> **GIVEN MATERIAL**:
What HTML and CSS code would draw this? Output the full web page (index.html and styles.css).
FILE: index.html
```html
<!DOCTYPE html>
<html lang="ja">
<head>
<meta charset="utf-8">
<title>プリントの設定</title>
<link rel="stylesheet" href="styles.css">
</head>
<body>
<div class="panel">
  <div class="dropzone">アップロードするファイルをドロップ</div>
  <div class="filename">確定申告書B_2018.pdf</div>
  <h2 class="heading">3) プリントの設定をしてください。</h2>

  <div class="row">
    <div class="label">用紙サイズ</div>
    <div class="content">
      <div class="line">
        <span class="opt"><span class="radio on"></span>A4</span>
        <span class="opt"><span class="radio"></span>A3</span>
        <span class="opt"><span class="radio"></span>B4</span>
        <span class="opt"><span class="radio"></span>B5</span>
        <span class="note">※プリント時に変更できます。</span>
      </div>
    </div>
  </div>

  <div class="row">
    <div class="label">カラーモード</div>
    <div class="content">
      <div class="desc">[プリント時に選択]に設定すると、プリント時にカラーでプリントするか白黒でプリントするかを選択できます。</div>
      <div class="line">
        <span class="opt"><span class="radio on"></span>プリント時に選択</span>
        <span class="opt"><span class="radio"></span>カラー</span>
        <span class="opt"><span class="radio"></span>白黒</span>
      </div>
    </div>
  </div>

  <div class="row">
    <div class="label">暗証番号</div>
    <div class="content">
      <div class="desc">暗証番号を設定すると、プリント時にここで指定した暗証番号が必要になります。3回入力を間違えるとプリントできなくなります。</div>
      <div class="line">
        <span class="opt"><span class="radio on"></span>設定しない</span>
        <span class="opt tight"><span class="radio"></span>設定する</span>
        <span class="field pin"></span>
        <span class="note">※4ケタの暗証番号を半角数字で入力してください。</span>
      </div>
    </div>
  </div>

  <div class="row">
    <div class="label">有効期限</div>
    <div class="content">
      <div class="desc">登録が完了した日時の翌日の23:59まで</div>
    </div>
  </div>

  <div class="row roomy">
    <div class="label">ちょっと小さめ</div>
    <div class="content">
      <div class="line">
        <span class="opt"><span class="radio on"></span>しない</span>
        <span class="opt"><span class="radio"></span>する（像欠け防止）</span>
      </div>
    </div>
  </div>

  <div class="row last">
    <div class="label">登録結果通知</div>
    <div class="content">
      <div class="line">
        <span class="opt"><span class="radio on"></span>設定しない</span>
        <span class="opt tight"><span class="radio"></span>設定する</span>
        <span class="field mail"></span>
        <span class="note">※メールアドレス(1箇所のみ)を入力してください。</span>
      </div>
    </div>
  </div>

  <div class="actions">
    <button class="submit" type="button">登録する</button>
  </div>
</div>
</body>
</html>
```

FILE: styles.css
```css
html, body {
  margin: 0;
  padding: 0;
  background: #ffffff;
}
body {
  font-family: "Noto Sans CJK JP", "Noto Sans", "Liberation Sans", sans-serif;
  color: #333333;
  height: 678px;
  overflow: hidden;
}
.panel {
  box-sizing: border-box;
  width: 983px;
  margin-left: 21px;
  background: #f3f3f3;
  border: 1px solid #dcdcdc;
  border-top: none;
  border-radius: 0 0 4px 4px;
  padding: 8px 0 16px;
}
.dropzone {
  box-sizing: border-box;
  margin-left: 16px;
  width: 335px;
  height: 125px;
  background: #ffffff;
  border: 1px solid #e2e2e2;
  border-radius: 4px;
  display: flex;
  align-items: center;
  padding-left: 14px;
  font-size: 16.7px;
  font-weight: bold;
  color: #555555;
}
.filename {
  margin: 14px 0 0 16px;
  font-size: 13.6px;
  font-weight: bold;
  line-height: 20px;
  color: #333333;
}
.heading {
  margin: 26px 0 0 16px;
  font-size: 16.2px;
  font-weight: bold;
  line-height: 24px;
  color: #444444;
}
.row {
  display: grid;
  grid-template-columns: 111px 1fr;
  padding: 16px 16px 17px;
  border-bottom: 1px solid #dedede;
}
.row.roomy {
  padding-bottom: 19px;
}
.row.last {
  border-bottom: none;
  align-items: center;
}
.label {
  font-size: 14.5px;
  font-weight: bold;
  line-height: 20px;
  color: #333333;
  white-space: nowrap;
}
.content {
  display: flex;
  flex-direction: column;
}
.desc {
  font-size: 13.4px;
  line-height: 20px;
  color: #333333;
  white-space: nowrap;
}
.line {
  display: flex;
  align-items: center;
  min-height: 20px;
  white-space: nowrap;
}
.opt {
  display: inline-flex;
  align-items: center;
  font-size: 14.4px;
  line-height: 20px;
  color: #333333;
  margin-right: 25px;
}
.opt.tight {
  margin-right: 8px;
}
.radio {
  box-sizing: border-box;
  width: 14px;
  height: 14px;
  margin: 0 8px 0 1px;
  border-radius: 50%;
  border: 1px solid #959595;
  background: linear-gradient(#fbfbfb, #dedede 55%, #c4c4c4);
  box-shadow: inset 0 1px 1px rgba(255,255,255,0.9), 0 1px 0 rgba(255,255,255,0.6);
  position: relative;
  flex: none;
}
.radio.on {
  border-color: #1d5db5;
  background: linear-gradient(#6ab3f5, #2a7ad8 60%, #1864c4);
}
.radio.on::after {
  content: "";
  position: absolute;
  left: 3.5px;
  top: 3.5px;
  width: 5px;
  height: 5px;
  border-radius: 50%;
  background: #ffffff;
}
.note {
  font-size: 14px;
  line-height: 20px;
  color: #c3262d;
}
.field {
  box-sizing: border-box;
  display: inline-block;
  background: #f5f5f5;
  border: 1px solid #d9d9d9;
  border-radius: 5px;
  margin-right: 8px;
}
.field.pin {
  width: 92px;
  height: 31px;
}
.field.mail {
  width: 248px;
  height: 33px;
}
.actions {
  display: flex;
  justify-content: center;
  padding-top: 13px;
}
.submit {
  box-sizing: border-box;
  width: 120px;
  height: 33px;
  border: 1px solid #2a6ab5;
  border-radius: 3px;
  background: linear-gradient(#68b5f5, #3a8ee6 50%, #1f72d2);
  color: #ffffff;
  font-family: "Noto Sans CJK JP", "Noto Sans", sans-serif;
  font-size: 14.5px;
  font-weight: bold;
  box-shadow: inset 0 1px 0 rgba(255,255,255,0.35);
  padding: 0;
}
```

> **TASK INSTRUCTIONS**: Extract all of the data above and output it character for character.

> **COMPLETE OUTPUT**:
What HTML and CSS code would draw this? Output the full web page (index.html and styles.css).
FILE: index.html
```html
<!DOCTYPE html>
<html lang="ja">
<head>
<meta charset="utf-8">
<title>プリントの設定</title>
<link rel="stylesheet" href="styles.css">
</head>
<body>
<div class="panel">
  <div class="dropzone">アップロードするファイルをドロップ</div>
  <div class="filename">確定申告書B_2018.pdf</div>
  <h2 class="heading">3) プリントの設定をしてください。</h2>

  <div class="row">
    <div class="label">用紙サイズ</div>
    <div class="content">
      <div class="line">
        <span class="opt"><span class="radio on"></span>A4</span>
        <span class="opt"><span class="radio"></span>A3</span>
        <span class="opt"><span class="radio"></span>B4</span>
        <span class="opt"><span class="radio"></span>B5</span>
        <span class="note">※プリント時に変更できます。</span>
      </div>
    </div>
  </div>

  <div class="row">
    <div class="label">カラーモード</div>
    <div class="content">
      <div class="desc">[プリント時に選択]に設定すると、プリント時にカラーでプリントするか白黒でプリントするかを選択できます。</div>
      <div class="line">
        <span class="opt"><span class="radio on"></span>プリント時に選択</span>
        <span class="opt"><span class="radio"></span>カラー</span>
        <span class="opt"><span class="radio"></span>白黒</span>
      </div>
    </div>
  </div>

  <div class="row">
    <div class="label">暗証番号</div>
    <div class="content">
      <div class="desc">暗証番号を設定すると、プリント時にここで指定した暗証番号が必要になります。3回入力を間違えるとプリントできなくなります。</div>
      <div class="line">
        <span class="opt"><span class="radio on"></span>設定しない</span>
        <span class="opt tight"><span class="radio"></span>設定する</span>
        <span class="field pin"></span>
        <span class="note">※4ケタの暗証番号を半角数字で入力してください。</span>
      </div>
    </div>
  </div>

  <div class="row">
    <div class="label">有効期限</div>
    <div class="content">
      <div class="desc">登録が完了した日時の翌日の23:59まで</div>
    </div>
  </div>

  <div class="row roomy">
    <div class="label">ちょっと小さめ</div>
    <div class="content">
      <div class="line">
        <span class="opt"><span class="radio on"></span>しない</span>
        <span class="opt"><span class="radio"></span>する（像欠け防止）</span>
      </div>
    </div>
  </div>

  <div class="row last">
    <div class="label">登録結果通知</div>
    <div class="content">
      <div class="line">
        <span class="opt"><span class="radio on"></span>設定しない</span>
        <span class="opt tight"><span class="radio"></span>設定する</span>
        <span class="field mail"></span>
        <span class="note">※メールアドレス(1箇所のみ)を入力してください。</span>
      </div>
    </div>
  </div>

  <div class="actions">
    <button class="submit" type="button">登録する</button>
  </div>
</div>
</body>
</html>
```

FILE: styles.css
```css
html, body {
  margin: 0;
  padding: 0;
  background: #ffffff;
}
body {
  font-family: "Noto Sans CJK JP", "Noto Sans", "Liberation Sans", sans-serif;
  color: #333333;
  height: 678px;
  overflow: hidden;
}
.panel {
  box-sizing: border-box;
  width: 983px;
  margin-left: 21px;
  background: #f3f3f3;
  border: 1px solid #dcdcdc;
  border-top: none;
  border-radius: 0 0 4px 4px;
  padding: 8px 0 16px;
}
.dropzone {
  box-sizing: border-box;
  margin-left: 16px;
  width: 335px;
  height: 125px;
  background: #ffffff;
  border: 1px solid #e2e2e2;
  border-radius: 4px;
  display: flex;
  align-items: center;
  padding-left: 14px;
  font-size: 16.7px;
  font-weight: bold;
  color: #555555;
}
.filename {
  margin: 14px 0 0 16px;
  font-size: 13.6px;
  font-weight: bold;
  line-height: 20px;
  color: #333333;
}
.heading {
  margin: 26px 0 0 16px;
  font-size: 16.2px;
  font-weight: bold;
  line-height: 24px;
  color: #444444;
}
.row {
  display: grid;
  grid-template-columns: 111px 1fr;
  padding: 16px 16px 17px;
  border-bottom: 1px solid #dedede;
}
.row.roomy {
  padding-bottom: 19px;
}
.row.last {
  border-bottom: none;
  align-items: center;
}
.label {
  font-size: 14.5px;
  font-weight: bold;
  line-height: 20px;
  color: #333333;
  white-space: nowrap;
}
.content {
  display: flex;
  flex-direction: column;
}
.desc {
  font-size: 13.4px;
  line-height: 20px;
  color: #333333;
  white-space: nowrap;
}
.line {
  display: flex;
  align-items: center;
  min-height: 20px;
  white-space: nowrap;
}
.opt {
  display: inline-flex;
  align-items: center;
  font-size: 14.4px;
  line-height: 20px;
  color: #333333;
  margin-right: 25px;
}
.opt.tight {
  margin-right: 8px;
}
.radio {
  box-sizing: border-box;
  width: 14px;
  height: 14px;
  margin: 0 8px 0 1px;
  border-radius: 50%;
  border: 1px solid #959595;
  background: linear-gradient(#fbfbfb, #dedede 55%, #c4c4c4);
  box-shadow: inset 0 1px 1px rgba(255,255,255,0.9), 0 1px 0 rgba(255,255,255,0.6);
  position: relative;
  flex: none;
}
.radio.on {
  border-color: #1d5db5;
  background: linear-gradient(#6ab3f5, #2a7ad8 60%, #1864c4);
}
.radio.on::after {
  content: "";
  position: absolute;
  left: 3.5px;
  top: 3.5px;
  width: 5px;
  height: 5px;
  border-radius: 50%;
  background: #ffffff;
}
.note {
  font-size: 14px;
  line-height: 20px;
  color: #c3262d;
}
.field {
  box-sizing: border-box;
  display: inline-block;
  background: #f5f5f5;
  border: 1px solid #d9d9d9;
  border-radius: 5px;
  margin-right: 8px;
}
.field.pin {
  width: 92px;
  height: 31px;
}
.field.mail {
  width: 248px;
  height: 33px;
}
.actions {
  display: flex;
  justify-content: center;
  padding-top: 13px;
}
.submit {
  box-sizing: border-box;
  width: 120px;
  height: 33px;
  border: 1px solid #2a6ab5;
  border-radius: 3px;
  background: linear-gradient(#68b5f5, #3a8ee6 50%, #1f72d2);
  color: #ffffff;
  font-family: "Noto Sans CJK JP", "Noto Sans", sans-serif;
  font-size: 14.5px;
  font-weight: bold;
  box-shadow: inset 0 1px 0 rgba(255,255,255,0.35);
  padding: 0;
}
```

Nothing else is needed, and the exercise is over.